Yet another inefficient and slow SMT solver using a slow and inefficient hand crafted CDCL solver and using z3 as a theory solver
- Python <= 3.10 (assumes virtualenv pyenv etc. is install)
$ virtualenv -p python cdcl-env
$ source cdcl-env/bin/activate
$ pip install -r requirements.txt
$ pysmt-install --z3
- check installation
$ python -i example.py
- run
python main.py <filename>
- in the
testsfolder
- Build a CDCL solver
- Use an appropriate term representation of propositional logic.

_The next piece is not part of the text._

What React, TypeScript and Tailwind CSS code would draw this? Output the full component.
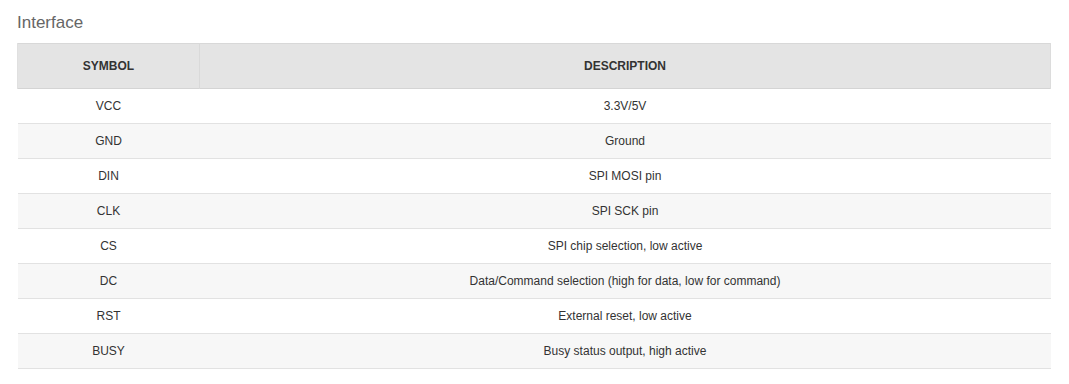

- Use the appropriate translation of the logic rules to come up with an assignment
- Interface the CDCL solver with the LIA theory formulas
- Parse the smt-lib2 files and store them in an appropriate AST
- Convert them to a Propositional logic formula
- ask the CDCL solver if an assigment is possible
- If it is satisfiable send it to the theory solver to come up with an assigment or output unsat
- come up with an unsat core using z3
- Allowed to refer https://kienyew.github.io/CDCL-SAT-Solver-from-Scratch/, but if we do that, we have to add our own enhancements such as:
- the Variable State Independent Decaying Sum (VSIDS) heuristic, to pick an unassigned variable for Decide;
- a Luby policy, or an arithmetic policy for Restart;
- a time and space-efficient implementation using Numpy arrays instead of less efficient implementations such as dictionaries or maps.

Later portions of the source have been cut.